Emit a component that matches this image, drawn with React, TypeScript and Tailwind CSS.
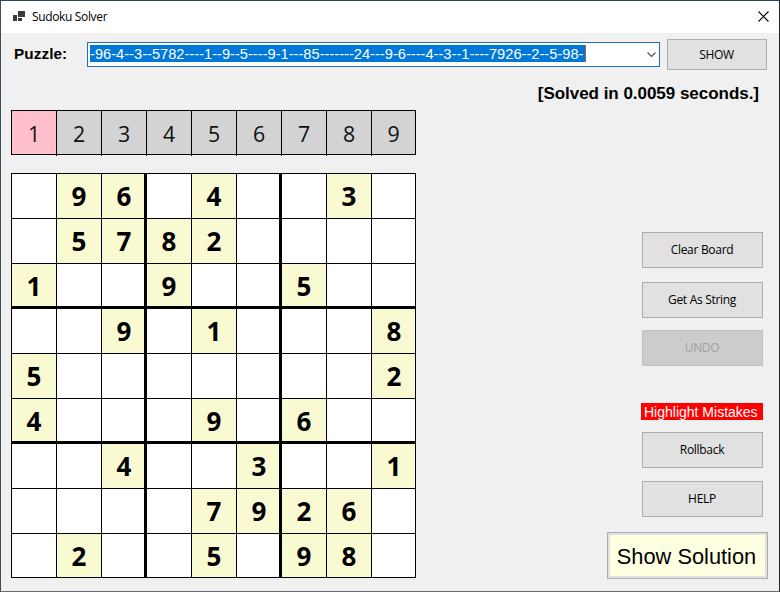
import type { ReactNode } from 'react';

const PUZZLE =
  '-96-4--3--5782----1--9--5----9-1---85-------24---9-6----4--3--1----7926--2--5-98-';

const SEGOE = 'font-["Open_Sans","Noto_Sans",sans-serif]';
const ARIAL = 'font-["Liberation_Sans",Arial,sans-serif]';

function TitleBar() {
  return (
    <header className="flex h-8 shrink-0 items-center bg-white pl-3 pr-[10px]">
      <svg width="12" height="12" viewBox="0 0 12 12" shapeRendering="crispEdges" className="-mt-px">
        <rect x="0" y="4" width="4" height="6" fill="#3c3c3c" />
        <rect x="5" y="0" width="7" height="6" fill="#3c3c3c" />
        <rect x="5" y="7" width="4" height="3" fill="#3c3c3c" />
      </svg>
      <span className={`ml-[7px] whitespace-nowrap text-[12px] leading-4 tracking-[-0.35px] text-black ${SEGOE}`}>
        Sudoku Solver
      </span>
      <svg className="-mt-px ml-auto" width="11" height="11" viewBox="0 0 11 11" stroke="#000" strokeWidth="1.1">
        <path d="M.5 .5 10.5 10.5M10.5 .5 .5 10.5" />
      </svg>
    </header>
  );
}

function FormButton({
  children,
  disabled = false,
  className = 'pb-px',
}: {
  children: ReactNode;
  disabled?: boolean;
  className?: string;
}) {
  return (
    <button
      disabled={disabled}
      className={`flex shrink-0 items-center justify-center whitespace-nowrap border pr-px text-[12px] leading-4 tracking-[-0.3px] ${SEGOE} ${
        disabled ? 'border-[#bfbfbf] bg-[#cccccc] text-[#a0a0a0]' : 'border-[#adadad] bg-[#e1e1e1] text-black'
      } ${className}`}
    >
      {children}
    </button>
  );
}

function DigitPicker() {
  return (
    <div className="flex h-[46px] w-[405px]">
      {[1, 2, 3, 4, 5, 6, 7, 8, 9].map((n) => (
        <div key={n} className="flex h-[46px] w-[45px]">
          <div className={`w-px shrink-0 bg-black ${n === 1 ? 'h-[45px]' : 'h-[46px]'}`} />
          <div
            className={`flex h-[45px] flex-1 items-center justify-center border-y border-black pt-[2px] text-[21.33px] text-[#111] ${SEGOE} ${
              n === 1 ? 'bg-[#ffc0cb]' : 'bg-[#d3d3d3]'
            } ${n === 9 ? 'border-r' : ''}`}
          >
            {n}
          </div>
        </div>
      ))}
    </div>
  );
}

function Board() {
  return (
    <div className="grid h-[405px] w-[405px] grid-cols-9 grid-rows-9">
      {PUZZLE.split('').map((ch, i) => {
        const col = i % 9;
        const row = Math.floor(i / 9);
        const right = col === 2 || col === 5 ? 'border-r-2' : col === 8 ? 'border-r' : '';
        const bottom = row === 2 || row === 5 ? 'border-b-2' : row === 8 ? 'border-b' : '';
        return (
          <div
            key={i}
            className={`flex h-[45px] w-[45px] items-start justify-start border-l border-t border-black ${right} ${bottom} ${
              ch === '-' ? 'bg-white' : 'bg-[#fafad2]'
            }`}
          >
            <span className={`w-[44px] shrink-0 text-center text-[26px] font-bold leading-[44px] text-black ${SEGOE}`}>
              {ch === '-' ? '' : ch}
            </span>
          </div>
        );
      })}
    </div>
  );
}

export default function App() {
  return (
    <div className="h-[592px] w-[780px] overflow-hidden border border-l-[#35505f] border-t-[#26485a] border-r-[#20262f] border-b-[#6b6b6b] bg-[#f0f0f0]">
      <div className="flex h-full flex-col">
        <TitleBar />
        <div className="flex h-[37px] shrink-0 items-start pl-[13px] pr-3 pt-1.5">
          <label className={`mt-[7px] w-[73px] shrink-0 whitespace-nowrap text-[15.3px] font-bold leading-4 tracking-[0.08px] text-black ${ARIAL}`}>
            Puzzle:
          </label>
          <div className="mt-[3px] flex h-[25px] w-[573px] shrink-0 items-start border border-[#1f6fb5] bg-white pl-0.5 pt-0.5">
            <span className={`block h-[17px] w-[495px] shrink-0 overflow-hidden whitespace-nowrap bg-[#0078d7] text-[14.67px] leading-[18px] text-white ${ARIAL}`}>
              {PUZZLE}
            </span>
            <span className="h-[17px] w-px shrink-0 bg-[#a0643a]" />
            <svg className="ml-auto mr-[3px] mt-[7px]" width="9" height="6" viewBox="0 0 9 6" fill="none" stroke="#505050" strokeWidth="1.1">
              <path d="M.5 .5 4.5 4.5 8.5 .5" />
            </svg>
          </div>
          <FormButton className="ml-[7px] h-[31px] w-[100px] pt-px">SHOW</FormButton>
        </div>
        <div className="flex flex-1 justify-between pl-2.5">
          <main className="flex flex-col gap-[17px] pt-10">
            <DigitPicker />
            <Board />
          </main>
          <aside className="flex flex-col items-end pr-4 pt-[15px]">
            <div className={`mr-[4px] whitespace-nowrap text-[17px] font-bold leading-[18px] tracking-[-0.03px] text-black ${ARIAL}`}>
              [Solved in 0.0059 seconds.]
            </div>
            <FormButton className="mt-[129px] h-9 w-[121px] pb-px">Clear Board</FormButton>
            <FormButton className="mt-3.5 h-9 w-[121px] pb-px">Get As String</FormButton>
            <FormButton disabled className="mt-3 h-9 w-[121px] pb-px">
              UNDO
            </FormButton>
            <div className={`mt-[37px] h-[17px] w-[122px] whitespace-nowrap bg-[#ff0000] pl-[3px] text-[14px] leading-[18px] text-white ${ARIAL}`}>
              Highlight Mistakes
            </div>
            <FormButton className="mt-3 h-9 w-[121px] pb-px">Rollback</FormButton>
            <FormButton className="mt-[13px] h-9 w-[121px] pb-px">HELP</FormButton>
            <button className="-mr-[5px] mt-[15px] flex h-[47px] w-[161px] border border-[#adadad] bg-[#e1e1e1] p-0.5">
              <span className={`flex h-full w-full items-center justify-center whitespace-nowrap bg-[#ffffe1] pr-0.5 pt-[3px] text-[21.8px] text-black ${ARIAL}`}>
                Show Solution
              </span>
            </button>
          </aside>
        </div>
      </div>
    </div>
  );
}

....

= Instructions to follow =
Write out the material above again, word for word, minus its pictures.

= Response to this exercise =
Emit a component that matches this image, drawn with React, TypeScript and Tailwind CSS.
import type { ReactNode } from 'react';

const PUZZLE =
  '-96-4--3--5782----1--9--5----9-1---85-------24---9-6----4--3--1----7926--2--5-98-';

const SEGOE = 'font-["Open_Sans","Noto_Sans",sans-serif]';
const ARIAL = 'font-["Liberation_Sans",Arial,sans-serif]';

function TitleBar() {
  return (
    <header className="flex h-8 shrink-0 items-center bg-white pl-3 pr-[10px]">
      <svg width="12" height="12" viewBox="0 0 12 12" shapeRendering="crispEdges" className="-mt-px">
        <rect x="0" y="4" width="4" height="6" fill="#3c3c3c" />
        <rect x="5" y="0" width="7" height="6" fill="#3c3c3c" />
        <rect x="5" y="7" width="4" height="3" fill="#3c3c3c" />
      </svg>
      <span className={`ml-[7px] whitespace-nowrap text-[12px] leading-4 tracking-[-0.35px] text-black ${SEGOE}`}>
        Sudoku Solver
      </span>
      <svg className="-mt-px ml-auto" width="11" height="11" viewBox="0 0 11 11" stroke="#000" strokeWidth="1.1">
        <path d="M.5 .5 10.5 10.5M10.5 .5 .5 10.5" />
      </svg>
    </header>
  );
}

function FormButton({
  children,
  disabled = false,
  className = 'pb-px',
}: {
  children: ReactNode;
  disabled?: boolean;
  className?: string;
}) {
  return (
    <button
      disabled={disabled}
      className={`flex shrink-0 items-center justify-center whitespace-nowrap border pr-px text-[12px] leading-4 tracking-[-0.3px] ${SEGOE} ${
        disabled ? 'border-[#bfbfbf] bg-[#cccccc] text-[#a0a0a0]' : 'border-[#adadad] bg-[#e1e1e1] text-black'
      } ${className}`}
    >
      {children}
    </button>
  );
}

function DigitPicker() {
  return (
    <div className="flex h-[46px] w-[405px]">
      {[1, 2, 3, 4, 5, 6, 7, 8, 9].map((n) => (
        <div key={n} className="flex h-[46px] w-[45px]">
          <div className={`w-px shrink-0 bg-black ${n === 1 ? 'h-[45px]' : 'h-[46px]'}`} />
          <div
            className={`flex h-[45px] flex-1 items-center justify-center border-y border-black pt-[2px] text-[21.33px] text-[#111] ${SEGOE} ${
              n === 1 ? 'bg-[#ffc0cb]' : 'bg-[#d3d3d3]'
            } ${n === 9 ? 'border-r' : ''}`}
          >
            {n}
          </div>
        </div>
      ))}
    </div>
  );
}

function Board() {
  return (
    <div className="grid h-[405px] w-[405px] grid-cols-9 grid-rows-9">
      {PUZZLE.split('').map((ch, i) => {
        const col = i % 9;
        const row = Math.floor(i / 9);
        const right = col === 2 || col === 5 ? 'border-r-2' : col === 8 ? 'border-r' : '';
        const bottom = row === 2 || row === 5 ? 'border-b-2' : row === 8 ? 'border-b' : '';
        return (
          <div
            key={i}
            className={`flex h-[45px] w-[45px] items-start justify-start border-l border-t border-black ${right} ${bottom} ${
              ch === '-' ? 'bg-white' : 'bg-[#fafad2]'
            }`}
          >
            <span className={`w-[44px] shrink-0 text-center text-[26px] font-bold leading-[44px] text-black ${SEGOE}`}>
              {ch === '-' ? '' : ch}
            </span>
          </div>
        );
      })}
    </div>
  );
}

export default function App() {
  return (
    <div className="h-[592px] w-[780px] overflow-hidden border border-l-[#35505f] border-t-[#26485a] border-r-[#20262f] border-b-[#6b6b6b] bg-[#f0f0f0]">
      <div className="flex h-full flex-col">
        <TitleBar />
        <div className="flex h-[37px] shrink-0 items-start pl-[13px] pr-3 pt-1.5">
          <label className={`mt-[7px] w-[73px] shrink-0 whitespace-nowrap text-[15.3px] font-bold leading-4 tracking-[0.08px] text-black ${ARIAL}`}>
            Puzzle:
          </label>
          <div className="mt-[3px] flex h-[25px] w-[573px] shrink-0 items-start border border-[#1f6fb5] bg-white pl-0.5 pt-0.5">
            <span className={`block h-[17px] w-[495px] shrink-0 overflow-hidden whitespace-nowrap bg-[#0078d7] text-[14.67px] leading-[18px] text-white ${ARIAL}`}>
              {PUZZLE}
            </span>
            <span className="h-[17px] w-px shrink-0 bg-[#a0643a]" />
            <svg className="ml-auto mr-[3px] mt-[7px]" width="9" height="6" viewBox="0 0 9 6" fill="none" stroke="#505050" strokeWidth="1.1">
              <path d="M.5 .5 4.5 4.5 8.5 .5" />
            </svg>
          </div>
          <FormButton className="ml-[7px] h-[31px] w-[100px] pt-px">SHOW</FormButton>
        </div>
        <div className="flex flex-1 justify-between pl-2.5">
          <main className="flex flex-col gap-[17px] pt-10">
            <DigitPicker />
            <Board />
          </main>
          <aside className="flex flex-col items-end pr-4 pt-[15px]">
            <div className={`mr-[4px] whitespace-nowrap text-[17px] font-bold leading-[18px] tracking-[-0.03px] text-black ${ARIAL}`}>
              [Solved in 0.0059 seconds.]
            </div>
            <FormButton className="mt-[129px] h-9 w-[121px] pb-px">Clear Board</FormButton>
            <FormButton className="mt-3.5 h-9 w-[121px] pb-px">Get As String</FormButton>
            <FormButton disabled className="mt-3 h-9 w-[121px] pb-px">
              UNDO
            </FormButton>
            <div className={`mt-[37px] h-[17px] w-[122px] whitespace-nowrap bg-[#ff0000] pl-[3px] text-[14px] leading-[18px] text-white ${ARIAL}`}>
              Highlight Mistakes
            </div>
            <FormButton className="mt-3 h-9 w-[121px] pb-px">Rollback</FormButton>
            <FormButton className="mt-[13px] h-9 w-[121px] pb-px">HELP</FormButton>
            <button className="-mr-[5px] mt-[15px] flex h-[47px] w-[161px] border border-[#adadad] bg-[#e1e1e1] p-0.5">
              <span className={`flex h-full w-full items-center justify-center whitespace-nowrap bg-[#ffffe1] pr-0.5 pt-[3px] text-[21.8px] text-black ${ARIAL}`}>
                Show Solution
              </span>
            </button>
          </aside>
        </div>
      </div>
    </div>
  );
}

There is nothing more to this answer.